## Stated task:
Tally the lines that hold the string "page", and reply with the count alone.
------------
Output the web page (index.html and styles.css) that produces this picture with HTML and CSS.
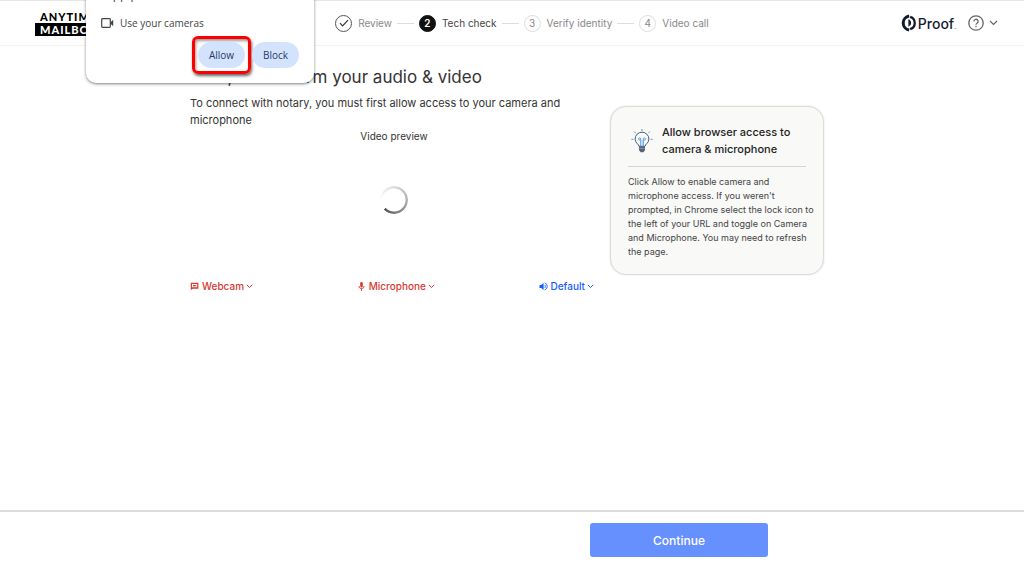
FILE: index.html
```html
<!DOCTYPE html>
<html lang="en">

<head>
    <meta charset="UTF-8">
    <meta name="viewport" content="width=device-width, initial-scale=1.0">
    <title>Tech check</title>
    <link rel="stylesheet" href="styles.css">
</head>

<body>
    <!-- Header -->
    <header class="header">
        <div class="brand">
            <span class="brand-top">ANYTIME</span>
            <span class="brand-bottom">MAILBOX</span>
        </div>

        <ol class="steps">
            <li class="step done">
                <span class="step-icon">
                    <svg width="10" height="8" viewBox="0 0 10 8"><path d="M1 4.2 3.6 6.8 9 1.2" fill="none" stroke="currentColor" stroke-width="1.2"/></svg>
                </span>
                Review
            </li>
            <li class="step current"><span class="step-icon">2</span>Tech check</li>
            <li class="step"><span class="step-icon">3</span>Verify identity</li>
            <li class="step"><span class="step-icon">4</span>Video call</li>
        </ol>

        <div class="header-right">
            <div class="proof">
                <svg width="15" height="18" viewBox="0 0 15 18">
                    <path d="M8.2 1.9a7.2 7.2 0 0 0 0 14.2" fill="none" stroke="#141a2e" stroke-width="3"/>
                    <path d="M9.2 2.8a6.5 6.5 0 0 1 0 12.4" fill="none" stroke="#141a2e" stroke-width="2.3"/>
                    <path d="M7.4 5.2v7.6a4 4 0 0 0 0-7.6z" fill="#141a2e"/>
                </svg>
                <span class="proof-name">Proof</span><span class="proof-mark">™</span>
            </div>
            <button class="help-btn" aria-label="Help">
                <svg width="16" height="16" viewBox="0 0 16 16" fill="none" stroke="#666" stroke-width="1.3">
                    <circle cx="8" cy="8" r="7.2"/>
                    <path d="M5.9 6.4a2.1 2.1 0 1 1 3.1 1.8c-.7.4-1 .7-1 1.5"/>
                    <path d="M8 10.8v1.4"/>
                </svg>
                <svg width="9" height="6" viewBox="0 0 9 6" fill="none" stroke="#666" stroke-width="1.2"><path d="M1 1l3.5 3.5L8 1"/></svg>
            </button>
        </div>
    </header>

    <!-- Tech check -->
    <main class="content">
        <section class="check">
            <h1>Next, we confirm your audio &amp; video</h1>
            <p class="intro">To connect with notary, you must first allow access to your camera and microphone</p>
            <p class="preview-label">Video preview</p>
            <div class="preview"><div class="spinner"></div></div>
            <div class="devices">
                <button class="device error">
                    <svg width="9" height="9" viewBox="0 0 9 9"><path d="M.8.8h7.6v5.9H2.6L.8 8.3z M2 2.1v3.2h5.2V2.1z" fill="currentColor" fill-rule="evenodd"/><path d="M3 3h2.2v1.4H3z M5 3.7l1.3-.8v1.6z" fill="currentColor"/></svg>
                    Webcam
                    <svg class="caret" width="7" height="5" viewBox="0 0 7 5"><path d="M.8.8l2.7 2.7L6.2.8" fill="none" stroke="currentColor"/></svg>
                </button>
                <button class="device error">
                    <svg width="9" height="9" viewBox="0 0 9 9"><rect x="3.2" y="0" width="2.6" height="5.4" rx="1.3" fill="currentColor"/><path d="M1.9 4a2.6 2.6 0 0 0 5.2 0M4.5 6.6V9" fill="none" stroke="currentColor" stroke-width=".9"/></svg>
                    Microphone
                    <svg class="caret" width="7" height="5" viewBox="0 0 7 5"><path d="M.8.8l2.7 2.7L6.2.8" fill="none" stroke="currentColor"/></svg>
                </button>
                <button class="device">
                    <svg width="9" height="9" viewBox="0 0 9 9"><path d="M.5 3h1.7L4.6.9v7.2L2.2 6H.5z" fill="currentColor"/><path d="M5.6 3a1.8 1.8 0 0 1 0 3M5.6 1.1a3.5 3.5 0 0 1 0 6.8" fill="none" stroke="currentColor" stroke-width=".9"/></svg>
                    Default
                    <svg class="caret" width="7" height="5" viewBox="0 0 7 5"><path d="M.8.8l2.7 2.7L6.2.8" fill="none" stroke="currentColor"/></svg>
                </button>
            </div>
        </section>

        <aside class="tip">
            <div class="tip-head">
                <svg width="24" height="24" viewBox="0 0 24 24" fill="none">
                    <path d="M9 17.3c0-2.1-3.9-3.1-3.9-7.2a6.9 6.9 0 0 1 13.8 0c0 4.1-3.9 5.1-3.9 7.2z" stroke="#4a5a75"/>
                    <path d="M9 17.5h6v3.6l-1.6 2.2h-2.8L9 21.1z" fill="#53627c"/>
                    <path d="M9.2 19.4h5.6" stroke="#a9b3c4" stroke-width=".6"/>
                    <path d="M10.8 17v-6.2M13.2 17v-6.2" stroke="#4a9be8" stroke-width="1.1"/>
                    <circle cx="9.7" cy="10" r="1.1" stroke="#4a9be8" stroke-width=".9"/>
                    <circle cx="14.3" cy="10" r="1.1" stroke="#4a9be8" stroke-width=".9"/>
                    <path d="M12 0v2M4.2 2.6l1.5 1.5M19.8 2.6l-1.5 1.5M1.4 10.3h2M20.6 10.3h2" stroke="#4a9be8"/>
                </svg>
                <h2>Allow browser access to camera &amp; microphone</h2>
            </div>
            <p>Click Allow to enable camera and microphone access. If you weren't prompted, in Chrome select the lock icon to the left of your URL and toggle on Camera and Microphone. You may need to refresh the page.</p>
        </aside>
    </main>

    <!-- Footer -->
    <footer class="footer">
        <button class="continue-btn">Continue</button>
    </footer>

    <!-- Browser permission prompt -->
    <div class="prompt">
        <div class="prompt-site">app.proof.com wants to</div>
        <div class="prompt-item">
            <svg width="13" height="10" viewBox="0 0 13 10"><rect x=".7" y=".7" width="8.6" height="8.6" rx=".8" fill="none" stroke="#444" stroke-width="1.2"/><path d="M9.6 4.2l2.6-2.4v6.4L9.6 5.8z" fill="#444"/></svg>
            Use your cameras
        </div>
        <div class="prompt-actions">
            <span class="highlight"><button class="prompt-btn">Allow</button></span>
            <button class="prompt-btn">Block</button>
        </div>
    </div>
</body>

</html>
```
FILE: styles.css
```css
* {
    box-sizing: border-box;
}

body {
    font-family: Inter, "Liberation Sans", sans-serif;
    margin: 0;
    min-height: 100vh;
    display: flex;
    flex-direction: column;
    background-color: #fff;
    color: #333;
}

h1, h2, p, ol {
    margin: 0;
    padding: 0;
    font-weight: 400;
}

button {
    font-family: inherit;
    border: none;
    padding: 0;
    background: none;
    cursor: pointer;
}

svg {
    flex: none;
}

.header {
    display: flex;
    align-items: center;
    justify-content: space-between;
    height: 46px;
    padding: 0 26px 0 35px;
    border-top: 1px solid #e6e6e6;
    border-bottom: 1px solid #f3f3f3;
}

.brand {
    width: 108px;
    display: flex;
    flex-direction: column;
    align-items: flex-start;
    font-family: Lato, sans-serif;
    font-size: 11px;
    font-weight: 900;
    line-height: 13px;
    letter-spacing: 1px;
    color: #000;
}

.brand-top {
    padding-left: 5px;
}

.brand-bottom {
    padding: 0 5px;
    background-color: #000;
    color: #fff;
}

.steps {
    display: flex;
    list-style: none;
    font-size: 10px;
    color: #888;
}

.step {
    display: flex;
    align-items: center;
}

.step + .step::before {
    content: "";
    width: 17px;
    height: 1px;
    margin: 0 5px;
    background-color: #ddd;
}

.step-icon {
    display: flex;
    align-items: center;
    justify-content: center;
    width: 17px;
    height: 17px;
    margin-right: 6px;
    border: 1px solid #ddd;
    border-radius: 50%;
}

.done .step-icon {
    border-color: #555;
    color: #333;
}

.current {
    color: #444;
}

.current .step-icon {
    background-color: #111;
    border-color: #111;
    color: #fff;
    font-weight: 600;
}

.header-right {
    display: flex;
    align-items: center;
    gap: 12px;
}

.proof {
    display: flex;
    align-items: center;
    color: #141a2e;
}

.proof-name {
    margin-left: 2px;
    font-size: 14px;
    font-weight: 500;
}

.proof-mark {
    align-self: flex-end;
    font-size: 3px;
}

.help-btn {
    display: flex;
    align-items: center;
    gap: 5px;
}

.content {
    flex: 1;
    display: flex;
    align-items: flex-start;
    justify-content: center;
    gap: 12px;
    padding: 19px 10px 0 0;
}

.check {
    width: 408px;
}

.check h1 {
    font-size: 17px;
    line-height: 24px;
}

.intro {
    margin-top: 6px;
    font-size: 11px;
    line-height: 17px;
}

.preview-label {
    font-size: 10px;
    line-height: 14px;
    text-align: center;
}

.preview {
    display: flex;
    align-items: center;
    justify-content: center;
    height: 114px;
}

.spinner {
    width: 28px;
    height: 28px;
    border-radius: 50%;
    background: conic-gradient(#ddd 0deg, #aaa 100deg, #555 225deg, transparent 226deg, transparent 270deg, #ddd 360deg);
    -webkit-mask: radial-gradient(circle, transparent 11px, #000 12px);
    mask: radial-gradient(circle, transparent 11px, #000 12px);
}

.devices {
    display: flex;
    justify-content: space-between;
    margin-top: 21px;
    padding: 0 4px 0 0;
}

.device {
    display: flex;
    align-items: center;
    gap: 3px;
    font-size: 10px;
    font-weight: 500;
    line-height: 16px;
    color: #1a5cff;
}

.device.error {
    color: #d63a2f;
}

.caret {
    margin-left: -1px;
}

.tip {
    width: 214px;
    margin-top: 41px;
    padding: 17px 17px 15px;
    border: 1px solid #dcdcd8;
    border-radius: 16px;
    background-color: #f9f9f8;
    box-shadow: 0 0 2px #ddd;
}

.tip-head {
    display: flex;
    align-items: center;
    gap: 8px;
    padding: 0 0 8px 2px;
    border-bottom: 1px solid #d5d5d1;
}

.tip h2 {
    font-size: 11px;
    font-weight: 500;
    line-height: 17px;
    color: #222;
}

.tip p {
    margin: 8px -10px 0 0;
    font-size: 9px;
    line-height: 14px;
    color: #444;
}

.footer {
    display: flex;
    justify-content: flex-end;
    padding: 11px 25% 11px 0;
    border-top: 2px solid #dcdcd8;
}

.continue-btn {
    width: 178px;
    height: 34px;
    border-radius: 3px;
    background-color: #6690fd;
    color: #fff;
    font-size: 12px;
    font-weight: 500;
}

/* Drops down from the browser toolbar, over the page */
.prompt {
    position: absolute;
    top: -12px;
    left: 86px;
    width: 228px;
    padding: 0 15px 9px;
    border-radius: 0 0 10px 10px;
    background-color: #fff;
    box-shadow: 0 1px 3px rgba(0, 0, 0, 0.5);
    font-family: "Open Sans", sans-serif;
    color: #444;
}

.prompt-site {
    padding-left: 5px;
    font-size: 12px;
    line-height: 14px;
}

.prompt-item {
    display: flex;
    align-items: center;
    gap: 6px;
    margin-top: 13px;
    font-size: 10px;
    line-height: 16px;
}

.prompt-actions {
    display: flex;
    align-items: center;
    justify-content: flex-end;
    gap: 1px;
    margin-top: 5px;
}

.highlight {
    display: flex;
    padding: 3px;
    border: 3px solid #f00;
    border-radius: 6px;
    box-shadow: 1px 2px 3px rgba(0, 0, 0, 0.6), inset 1px 2px 3px rgba(0, 0, 0, 0.4);
}

.prompt-btn {
    width: 47px;
    height: 26px;
    border-radius: 13px;
    background-color: #d3e3fd;
    color: #1f3a68;
    font-size: 10px;
    font-weight: 500;
}
```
------------
## Response to this exercise:
3